### [THE PROBLEM]
Set down the material below word for word, excluding the pictures.

============

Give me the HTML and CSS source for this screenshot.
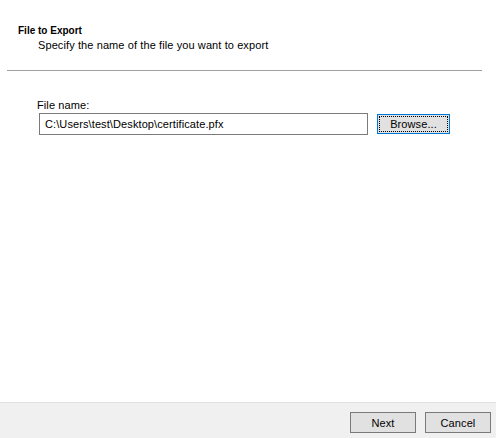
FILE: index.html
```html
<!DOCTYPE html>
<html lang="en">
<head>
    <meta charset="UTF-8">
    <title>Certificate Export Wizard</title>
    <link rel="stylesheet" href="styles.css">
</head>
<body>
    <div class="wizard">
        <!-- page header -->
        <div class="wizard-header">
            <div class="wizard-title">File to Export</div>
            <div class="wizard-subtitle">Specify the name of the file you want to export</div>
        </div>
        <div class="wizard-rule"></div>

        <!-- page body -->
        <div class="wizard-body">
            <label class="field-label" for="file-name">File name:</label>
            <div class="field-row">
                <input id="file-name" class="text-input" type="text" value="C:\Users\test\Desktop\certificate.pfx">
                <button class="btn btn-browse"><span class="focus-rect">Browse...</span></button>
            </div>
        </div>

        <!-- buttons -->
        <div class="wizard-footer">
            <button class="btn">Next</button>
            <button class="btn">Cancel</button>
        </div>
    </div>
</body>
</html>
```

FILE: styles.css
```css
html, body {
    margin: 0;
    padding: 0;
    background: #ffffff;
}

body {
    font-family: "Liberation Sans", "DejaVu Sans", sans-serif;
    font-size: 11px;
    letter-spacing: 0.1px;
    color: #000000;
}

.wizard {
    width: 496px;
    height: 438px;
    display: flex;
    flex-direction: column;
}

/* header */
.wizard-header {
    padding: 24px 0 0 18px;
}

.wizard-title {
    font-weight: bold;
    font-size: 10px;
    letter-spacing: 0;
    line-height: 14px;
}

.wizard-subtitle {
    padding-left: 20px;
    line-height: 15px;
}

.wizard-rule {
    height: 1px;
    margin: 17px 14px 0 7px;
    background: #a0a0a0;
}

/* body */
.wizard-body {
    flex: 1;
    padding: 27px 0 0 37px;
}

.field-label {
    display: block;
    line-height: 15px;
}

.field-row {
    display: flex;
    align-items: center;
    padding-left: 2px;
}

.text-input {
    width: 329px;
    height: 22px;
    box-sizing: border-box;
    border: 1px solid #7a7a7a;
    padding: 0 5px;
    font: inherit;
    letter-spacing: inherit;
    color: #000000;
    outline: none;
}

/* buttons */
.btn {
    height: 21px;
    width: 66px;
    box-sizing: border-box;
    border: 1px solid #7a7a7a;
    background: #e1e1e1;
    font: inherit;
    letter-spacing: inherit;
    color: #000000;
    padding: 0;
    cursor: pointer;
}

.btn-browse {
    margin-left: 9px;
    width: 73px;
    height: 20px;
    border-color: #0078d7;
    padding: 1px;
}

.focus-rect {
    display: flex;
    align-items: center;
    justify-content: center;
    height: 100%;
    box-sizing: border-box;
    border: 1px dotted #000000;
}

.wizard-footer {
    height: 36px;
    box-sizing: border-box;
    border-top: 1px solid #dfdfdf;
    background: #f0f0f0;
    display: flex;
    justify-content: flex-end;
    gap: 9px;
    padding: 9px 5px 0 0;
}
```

============

### [TASK RESULT]
Give me the HTML and CSS source for this screenshot.
FILE: index.html
```html
<!DOCTYPE html>
<html lang="en">
<head>
    <meta charset="UTF-8">
    <title>Certificate Export Wizard</title>
    <link rel="stylesheet" href="styles.css">
</head>
<body>
    <div class="wizard">
        <!-- page header -->
        <div class="wizard-header">
            <div class="wizard-title">File to Export</div>
            <div class="wizard-subtitle">Specify the name of the file you want to export</div>
        </div>
        <div class="wizard-rule"></div>

        <!-- page body -->
        <div class="wizard-body">
            <label class="field-label" for="file-name">File name:</label>
            <div class="field-row">
                <input id="file-name" class="text-input" type="text" value="C:\Users\test\Desktop\certificate.pfx">
                <button class="btn btn-browse"><span class="focus-rect">Browse...</span></button>
            </div>
        </div>

        <!-- buttons -->
        <div class="wizard-footer">
            <button class="btn">Next</button>
            <button class="btn">Cancel</button>
        </div>
    </div>
</body>
</html>
```

FILE: styles.css
```css
html, body {
    margin: 0;
    padding: 0;
    background: #ffffff;
}

body {
    font-family: "Liberation Sans", "DejaVu Sans", sans-serif;
    font-size: 11px;
    letter-spacing: 0.1px;
    color: #000000;
}

.wizard {
    width: 496px;
    height: 438px;
    display: flex;
    flex-direction: column;
}

/* header */
.wizard-header {
    padding: 24px 0 0 18px;
}

.wizard-title {
    font-weight: bold;
    font-size: 10px;
    letter-spacing: 0;
    line-height: 14px;
}

.wizard-subtitle {
    padding-left: 20px;
    line-height: 15px;
}

.wizard-rule {
    height: 1px;
    margin: 17px 14px 0 7px;
    background: #a0a0a0;
}

/* body */
.wizard-body {
    flex: 1;
    padding: 27px 0 0 37px;
}

.field-label {
    display: block;
    line-height: 15px;
}

.field-row {
    display: flex;
    align-items: center;
    padding-left: 2px;
}

.text-input {
    width: 329px;
    height: 22px;
    box-sizing: border-box;
    border: 1px solid #7a7a7a;
    padding: 0 5px;
    font: inherit;
    letter-spacing: inherit;
    color: #000000;
    outline: none;
}

/* buttons */
.btn {
    height: 21px;
    width: 66px;
    box-sizing: border-box;
    border: 1px solid #7a7a7a;
    background: #e1e1e1;
    font: inherit;
    letter-spacing: inherit;
    color: #000000;
    padding: 0;
    cursor: pointer;
}

.btn-browse {
    margin-left: 9px;
    width: 73px;
    height: 20px;
    border-color: #0078d7;
    padding: 1px;
}

.focus-rect {
    display: flex;
    align-items: center;
    justify-content: center;
    height: 100%;
    box-sizing: border-box;
    border: 1px dotted #000000;
}

.wizard-footer {
    height: 36px;
    box-sizing: border-box;
    border-top: 1px solid #dfdfdf;
    background: #f0f0f0;
    display: flex;
    justify-content: flex-end;
    gap: 9px;
    padding: 9px 5px 0 0;
}
```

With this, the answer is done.